### [Aim of the exercise]
Give the number of lines that hold the string "components". Nothing else is needed.

### [Provided data]
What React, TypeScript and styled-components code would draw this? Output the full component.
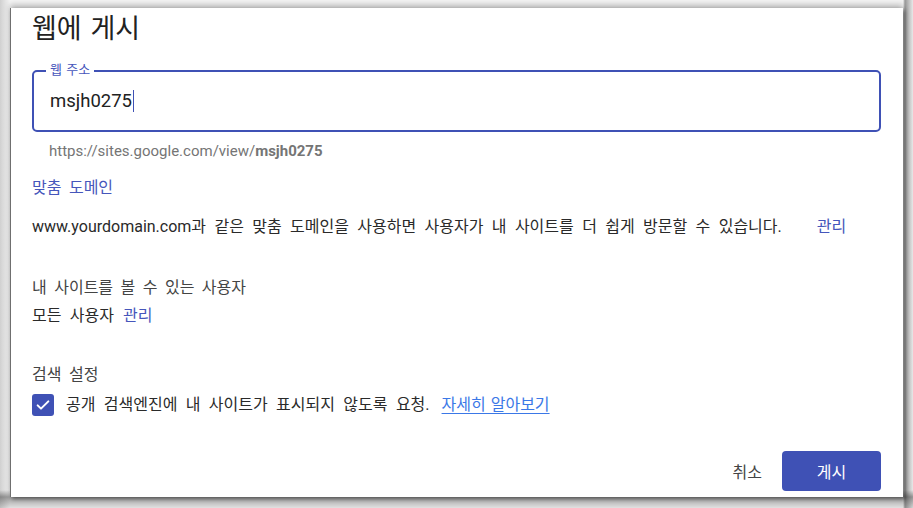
import styled, { createGlobalStyle } from 'styled-components';

const GlobalStyle = createGlobalStyle`
  html, body {
    margin: 0;
    padding: 0;
    background: #ffffff;
  }
  body {
    font-family: Roboto, "Noto Sans CJK KR", "Noto Sans", sans-serif;
    color: #222222;
  }
`;

const Frame = styled.div`
  width: 913px;
  height: 508px;
  box-sizing: border-box;
  padding: 8px 10px 11px 10px;
  background: linear-gradient(180deg, rgba(0, 0, 0, 0) 490px, rgba(0, 0, 0, 0.35) 497px, rgba(0, 0, 0, 0.08) 508px),
    linear-gradient(90deg, #d0d0d0 0px, #f4f4f4 10px, #f4f4f4 903px, #9a9a9a 905px, #e8e8e8 913px);
  overflow: hidden;
`;

const Dialog = styled.div`
  height: 100%;
  box-sizing: border-box;
  background: #ffffff;
  border-left: 1px solid #6f6f6f;
  box-shadow: 0 -3px 6px rgba(0, 0, 0, 0.25), 2px 2px 4px rgba(0, 0, 0, 0.45);
  padding: 4px 22px 0 21px;
  display: flex;
  flex-direction: column;
  word-spacing: 3.5px;
`;

const Title = styled.h1`
  margin: 0;
  font-size: 27px;
  font-weight: 400;
  line-height: 34px;
  color: #222222;
  word-spacing: 2px;
`;

const Field = styled.div`
  position: relative;
  margin-top: 24px;
  padding: 0 16px;
  height: 62px;
  box-sizing: border-box;
  border: 2px solid #3f51b5;
  border-radius: 5px;
  display: flex;
  align-items: center;
`;

const Label = styled.span`
  position: absolute;
  top: -9px;
  left: 12px;
  padding: 0 4px;
  background: #ffffff;
  font-size: 13px;
  line-height: 14px;
  color: #4656bb;
  word-spacing: 1px;
`;

const InputText = styled.span`
  font-size: 18.5px;
  color: #222222;
  display: flex;
  align-items: center;
`;

const Caret = styled.span`
  display: inline-block;
  width: 1.5px;
  height: 22px;
  margin-left: 1px;
  background: #3f51b5;
`;

const Helper = styled.div`
  margin: 9px 0 0 17px;
  font-size: 15px;
  line-height: 20px;
  color: #757575;
  word-spacing: 0;
  b {
    font-weight: 700;
  }
`;

const Heading = styled.div<{ $tone?: 'link' | 'muted' }>`
  font-size: 16px;
  line-height: 20px;
  color: ${(p) => (p.$tone === 'link' ? '#4656bb' : '#444444')};
`;

const Row = styled.div<{ $gap?: number; $top?: number }>`
  display: flex;
  align-items: center;
  gap: ${(p) => p.$gap ?? 0}px;
  margin-top: ${(p) => p.$top ?? 0}px;
  font-size: 16px;
  line-height: 20px;
  color: #2a2a2a;
  word-spacing: 4.4px;
`;

const Section = styled.section<{ $top: number }>`
  margin-top: ${(p) => p.$top}px;
  display: flex;
  flex-direction: column;
`;

const Manage = styled.span`
  color: #4656bb;
`;

const Check = styled.span`
  width: 22px;
  height: 22px;
  border-radius: 3px;
  background: #3f51b5;
  display: inline-flex;
  align-items: center;
  justify-content: center;
  flex-shrink: 0;
`;

const Learn = styled.a`
  color: #3b78e7;
  text-decoration: underline;
  text-underline-offset: 3px;
  word-spacing: 1px;
`;

const Actions = styled.div`
  margin-top: auto;
  margin-bottom: 6px;
  display: flex;
  justify-content: flex-end;
  align-items: center;
  gap: 20px;
`;

const TextButton = styled.button`
  border: none;
  background: none;
  font-family: inherit;
  font-size: 16px;
  color: #444444;
  padding: 0;
`;

const PrimaryButton = styled.button`
  width: 99px;
  height: 40px;
  border: none;
  border-radius: 4px;
  background: #3f51b5;
  color: #ffffff;
  font-family: inherit;
  font-size: 16px;
`;

export default function App() {
  return (
    <>
      <GlobalStyle />
      <Frame>
        <Dialog>
          <Title>웹에 게시</Title>
          <Field>
            <Label>웹 주소</Label>
            <InputText>
              msjh0275
              <Caret />
            </InputText>
          </Field>
          <Helper>
            https://sites.google.com/view/<b>msjh0275</b>
          </Helper>
          <Section $top={17}>
            <Heading $tone="link">맞춤 도메인</Heading>
            <Row $gap={35} $top={19}>
              <span>www.yourdomain.com과 같은 맞춤 도메인을 사용하면 사용자가 내 사이트를 더 쉽게 방문할 수 있습니다.</span>
              <Manage>관리</Manage>
            </Row>
          </Section>
          <Section $top={41}>
            <Heading>내 사이트를 볼 수 있는 사용자</Heading>
            <Row $gap={9} $top={8}>
              <span>모든 사용자</span>
              <Manage>관리</Manage>
            </Row>
          </Section>
          <Section $top={39}>
            <Heading>검색 설정</Heading>
            <Row $gap={12} $top={9}>
              <Check>
                <svg width="16" height="16" viewBox="0 0 24 24" fill="none">
                  <path d="M4 12.5l5 5L20 6.5" stroke="#ffffff" strokeWidth="3" strokeLinecap="round" strokeLinejoin="round" />
                </svg>
              </Check>
              <span>공개 검색엔진에 내 사이트가 표시되지 않도록 요청.</span>
              <Learn>자세히 알아보기</Learn>
            </Row>
          </Section>
          <Actions>
            <TextButton>취소</TextButton>
            <PrimaryButton>게시</PrimaryButton>
          </Actions>
        </Dialog>
      </Frame>
    </>
  );
}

### [Result for this task]
2